A few years ago, San Juan County adopted a junk ordinance designed to get old cars and other eyesores out of the front yards of homeowners in unincorporated areas of the County. The Rio Grande Foundation weighed in and supported the ordinance in part because of the safety concerns associated with having junk strew about with nothing to stop small children or others from wandering into danger. The unsightly nature of junk strewn about in plainly visible areas further bolstered the case for such reasonable rules.
Now, we see that San Juan's County Commission is considering taking land use regulations a great deal further by zoning a large portion of the County. We believe that zoning is fraught with problems and that the introduction of zoning has inherent, negative impacts on both private property rights and freedom. Rather than zoning, we believe that the traditional standard of "measurable and tangible harm" is the best way to mitigate disputes among neighbors.
For starters, a brief history of zoning is in order. Like so many policies that infringe upon our freedom today (the income tax, for example), widespread use of zoning arose out the "progressive" era of the early 1900s. As land-use expert Samuel Staley notes, "the political climate of the era provided the context for zoning and helps explain the rapid increase of zoning and urban planning more generally throughout the United States…Rather than letting private markets decide what housing should be built, at what heights, at what densities, and where, the 'community' would decide."
Philosophically-speaking, zoning collectivizes property rights. It establishes what kinds of homes can be built, their size, sometimes even their outward appearance, and the density of neighborhoods. Similarly, zones determine where businesses can locate. Proposals to develop property for uses not designated by the zoning code required an amendment to the zoning map or plan.
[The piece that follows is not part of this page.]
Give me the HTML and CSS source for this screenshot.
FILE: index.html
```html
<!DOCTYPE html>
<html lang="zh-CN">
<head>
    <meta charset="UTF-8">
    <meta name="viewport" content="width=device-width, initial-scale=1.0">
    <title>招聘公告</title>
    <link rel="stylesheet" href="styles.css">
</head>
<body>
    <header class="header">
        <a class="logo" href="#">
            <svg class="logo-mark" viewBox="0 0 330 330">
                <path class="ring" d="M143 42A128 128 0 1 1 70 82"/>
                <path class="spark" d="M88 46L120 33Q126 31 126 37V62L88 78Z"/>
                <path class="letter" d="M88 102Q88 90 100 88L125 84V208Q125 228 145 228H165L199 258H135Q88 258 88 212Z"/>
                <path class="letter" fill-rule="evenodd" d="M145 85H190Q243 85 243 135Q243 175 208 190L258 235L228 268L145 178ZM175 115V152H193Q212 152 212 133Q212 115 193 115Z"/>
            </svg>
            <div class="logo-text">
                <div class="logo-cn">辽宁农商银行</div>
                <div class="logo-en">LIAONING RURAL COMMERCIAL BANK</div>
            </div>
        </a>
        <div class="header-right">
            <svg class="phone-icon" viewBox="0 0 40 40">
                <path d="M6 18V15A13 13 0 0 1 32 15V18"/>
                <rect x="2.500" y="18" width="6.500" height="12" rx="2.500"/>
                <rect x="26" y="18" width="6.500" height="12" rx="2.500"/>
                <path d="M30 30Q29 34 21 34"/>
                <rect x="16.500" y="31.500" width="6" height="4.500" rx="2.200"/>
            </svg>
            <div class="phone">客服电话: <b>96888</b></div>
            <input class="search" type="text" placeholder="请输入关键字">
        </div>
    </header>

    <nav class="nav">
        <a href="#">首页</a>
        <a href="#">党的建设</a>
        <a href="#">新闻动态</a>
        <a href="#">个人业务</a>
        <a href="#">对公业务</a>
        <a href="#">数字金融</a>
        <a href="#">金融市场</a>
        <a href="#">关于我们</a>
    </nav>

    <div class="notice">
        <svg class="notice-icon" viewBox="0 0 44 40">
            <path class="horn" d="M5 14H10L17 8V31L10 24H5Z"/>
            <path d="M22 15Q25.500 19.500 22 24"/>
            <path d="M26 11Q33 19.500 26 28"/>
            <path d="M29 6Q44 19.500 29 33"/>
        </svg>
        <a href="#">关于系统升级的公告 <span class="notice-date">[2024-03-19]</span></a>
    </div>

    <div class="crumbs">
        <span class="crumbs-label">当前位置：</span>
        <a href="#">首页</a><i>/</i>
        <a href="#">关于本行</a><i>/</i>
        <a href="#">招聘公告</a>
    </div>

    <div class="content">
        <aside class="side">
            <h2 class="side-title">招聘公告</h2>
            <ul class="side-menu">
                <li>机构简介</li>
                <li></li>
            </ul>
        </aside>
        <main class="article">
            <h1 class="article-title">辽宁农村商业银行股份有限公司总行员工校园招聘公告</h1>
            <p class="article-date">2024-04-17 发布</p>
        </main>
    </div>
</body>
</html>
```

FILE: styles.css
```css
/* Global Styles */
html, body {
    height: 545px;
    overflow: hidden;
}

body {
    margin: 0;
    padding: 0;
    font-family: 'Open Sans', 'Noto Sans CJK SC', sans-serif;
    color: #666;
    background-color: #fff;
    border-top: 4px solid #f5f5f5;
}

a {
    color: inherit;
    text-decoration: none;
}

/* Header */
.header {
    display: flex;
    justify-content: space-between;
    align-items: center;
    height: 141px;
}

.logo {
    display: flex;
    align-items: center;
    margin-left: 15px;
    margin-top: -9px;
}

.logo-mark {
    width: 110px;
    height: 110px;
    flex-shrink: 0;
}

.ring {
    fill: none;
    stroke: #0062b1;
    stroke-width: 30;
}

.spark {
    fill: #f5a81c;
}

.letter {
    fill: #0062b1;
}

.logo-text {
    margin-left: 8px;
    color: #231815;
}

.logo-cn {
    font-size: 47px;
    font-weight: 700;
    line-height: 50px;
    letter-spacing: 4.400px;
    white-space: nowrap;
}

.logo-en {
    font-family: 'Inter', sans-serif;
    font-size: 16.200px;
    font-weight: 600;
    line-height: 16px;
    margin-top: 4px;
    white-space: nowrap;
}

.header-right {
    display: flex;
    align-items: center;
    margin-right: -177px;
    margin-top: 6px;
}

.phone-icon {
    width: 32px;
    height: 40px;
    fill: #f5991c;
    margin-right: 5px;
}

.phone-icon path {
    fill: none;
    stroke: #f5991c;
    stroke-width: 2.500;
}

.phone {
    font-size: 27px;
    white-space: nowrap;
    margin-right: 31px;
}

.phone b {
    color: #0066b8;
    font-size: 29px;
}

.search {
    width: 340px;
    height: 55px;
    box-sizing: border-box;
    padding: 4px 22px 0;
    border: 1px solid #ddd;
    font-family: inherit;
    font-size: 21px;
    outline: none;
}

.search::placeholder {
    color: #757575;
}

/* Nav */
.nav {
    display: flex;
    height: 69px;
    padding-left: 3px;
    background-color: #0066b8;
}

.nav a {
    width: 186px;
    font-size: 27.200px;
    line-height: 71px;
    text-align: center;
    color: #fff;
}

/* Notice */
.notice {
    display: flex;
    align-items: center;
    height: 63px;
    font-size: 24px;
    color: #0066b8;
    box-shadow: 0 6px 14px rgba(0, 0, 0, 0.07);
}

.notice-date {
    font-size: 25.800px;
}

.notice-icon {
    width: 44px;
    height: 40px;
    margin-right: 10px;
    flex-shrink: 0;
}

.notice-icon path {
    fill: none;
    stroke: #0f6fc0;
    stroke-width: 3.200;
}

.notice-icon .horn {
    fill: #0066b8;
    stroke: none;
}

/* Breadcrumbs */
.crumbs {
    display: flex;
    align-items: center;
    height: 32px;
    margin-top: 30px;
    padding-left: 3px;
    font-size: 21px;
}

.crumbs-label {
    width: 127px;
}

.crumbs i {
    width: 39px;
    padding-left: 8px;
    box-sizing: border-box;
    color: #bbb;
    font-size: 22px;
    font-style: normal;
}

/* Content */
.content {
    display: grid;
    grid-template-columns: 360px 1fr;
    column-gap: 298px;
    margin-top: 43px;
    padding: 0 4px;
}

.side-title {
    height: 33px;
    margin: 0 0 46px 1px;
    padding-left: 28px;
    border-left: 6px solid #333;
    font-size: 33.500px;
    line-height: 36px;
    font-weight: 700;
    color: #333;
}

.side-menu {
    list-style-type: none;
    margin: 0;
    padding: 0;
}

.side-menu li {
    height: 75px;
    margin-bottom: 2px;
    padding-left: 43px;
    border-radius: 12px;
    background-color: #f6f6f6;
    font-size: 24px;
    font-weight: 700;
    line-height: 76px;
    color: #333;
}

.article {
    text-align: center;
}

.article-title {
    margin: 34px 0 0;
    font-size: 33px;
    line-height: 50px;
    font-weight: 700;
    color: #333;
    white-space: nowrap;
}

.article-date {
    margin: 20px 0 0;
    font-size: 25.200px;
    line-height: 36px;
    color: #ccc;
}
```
Zoning implicitly politicizes all land use by involving the "community" in a decision that should be made privately or with the involvement of neighbors. The decision to "grandfather" a use (such as your home) is a political decision, not one based on private property rights. In fact there is no enforceable individual property or civil right to land use under zoning; courts have routinely upheld the legal right of cities to rezone properties regardless of the wishes of individual property owners. Citizens can object as a matter of due process but cannot challenge the substance of the regulation itself, which is presumed to serve the general welfare of the community. Zoning establishes a legal entitlement granted by government to use property in designated ways.
In other words, the adoption of zoning inherently shifts property rights from the individual to the collective. And, while all major New Mexico cities and many unincorporated areas of New Mexico have zoning laws, this does not mean that zoning is good policy either from the perspective of property rights or economic growth. In fact, Houston, America's fourth most populous city, not only lacks zoning, but provides a useful example of how lacking bureaucratic control over land-use policies can be a competitive advantage. By avoiding zoning Houston is able to dramatically speed up the approval process while ensuring the land market responds effectively to economic trends.
Under conventional zoning securing a rezoning for a major project can take years. In Houston substantial developments such as multifamily housing can be approved through the performance-approval system and be fully constructed within a year. This flexibility has allowed Houston to be the leading job-producing city in America and the lowest living costs of any major metro (according to Business Insider).
With only six percent of San Juan County privately-owned, having maximum flexibility in land-use policies is especially important for the County's future if it is to grow and generate jobs and economic growth for the Four Corners area. After all, if Houston can survive and thrive without zoning, clearly San Juan County can do the same.
Paul Gessing is the President of New Mexico's Rio Grande Foundation.